Dilemme
|Y’a des fois, dans la vie, on se crée des dilemmes à la con.
Y’a quelque temps, l’imposition sur le revenu me demandait 1400 €. Bon, je pleure pas, si je dois payer ça, c’est que j’ai gagné de la thune, ça me paraît plutôt normal. Néanmoins, il existe une réduction spécifique à ma profession, qui permet de décompter un montant ahurissant au titre de “frais d’emploi” — autrement dit, je suis journaliste, j’ai des frais spécifiques : payer des indics, graisser des pattes de videurs, louer des hôtels à la volée, tout ça. Mieux : la loi en question ne permet pas à l’administration de vérifier que cette déduction correspond effectivement à des frais existants.
Les rémunérations des journalistes, rédacteurs, photographes, directeurs de journaux et critiques dramatiques et musicaux perçues ès qualités constituent de telles allocations à concurrence de 7 650 euros. Toutefois, lorsque leur montant est fixé par voie législative, ces allocations sont toujours réputées utilisées conformément à leur objet et ne peuvent donner lieu à aucune vérification de la part de l’administration. (Code général des impôts, article 81, alinéa 1)
Vous saisissez le truc ? Payer des impôts parce que je gagne ma vie, rien à dire, c’est normal. “Pour l’entretien de la force publique, et pour les dépenses d’administration, une contribution commune est indispensable. Elle doit être également répartie entre tous les Citoyens, en raison de leurs facultés”, comme disaient Champion de Cicé et Mirabeau.
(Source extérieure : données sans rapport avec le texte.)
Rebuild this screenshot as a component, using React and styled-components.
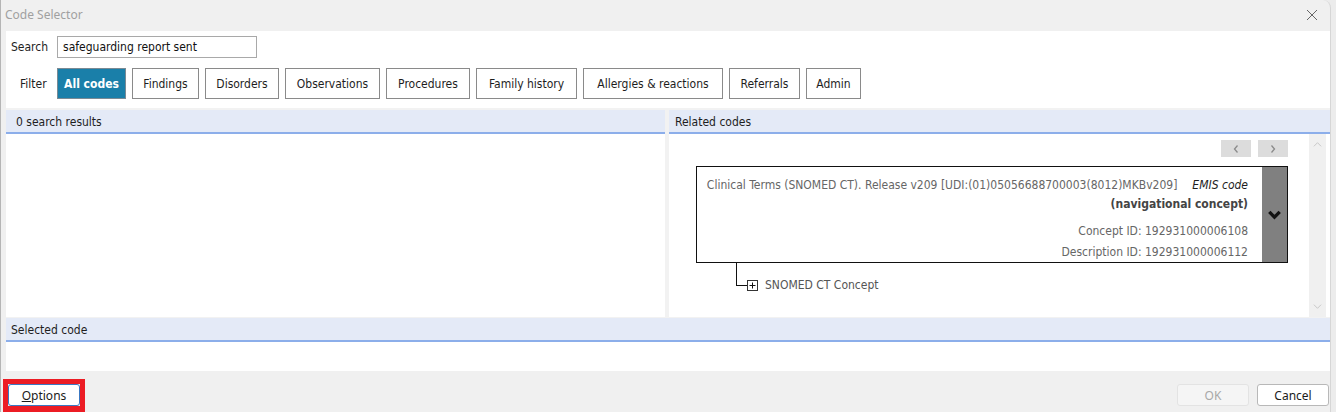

Mais comme disait de son côté Didier Auriol : “la règle peut être stupide, faudrait être encore plus con pour ne pas en profiter”.¹ Me voilà donc remplissant un dossier pour les impôts, leur expliquant que tel abattement n’avait pas été pris en compte, tout ça.
Aujourd’hui, j’ai ça :
Euh, bon, okay, en décomptant l’abattement, je suis éligible à la prime pour l’emploi… Euh… Pas payer d’impôt, c’est une chose, toucher des sous de l’administration, c’en est une autre.
Du coup, mon petit débat intérieur du moment : encaisser ce chèque ou pas ? D’un côté, la loi dit que j’y ai droit, de l’autre, la morale est moins catégorique…
(Okay, je sais, y’a plein de gens qui aimeraient avoir des dilemmes comme ça.)
¹ Il parlait d’un délire de la FIA qui, à l’époque, avait décidé d’attribuer au championnat du monde des rallyes l’équivalent d’une quatrième place au vainqueur de… la seule dernière spéciale d’un rallye, et répondait aux journalistes qui lui demandaient pourquoi, quoique principal opposant à cette mesure, il s’était fait une spécialité de “dégoupiller” dans la dernière pour piocher les trois points promis.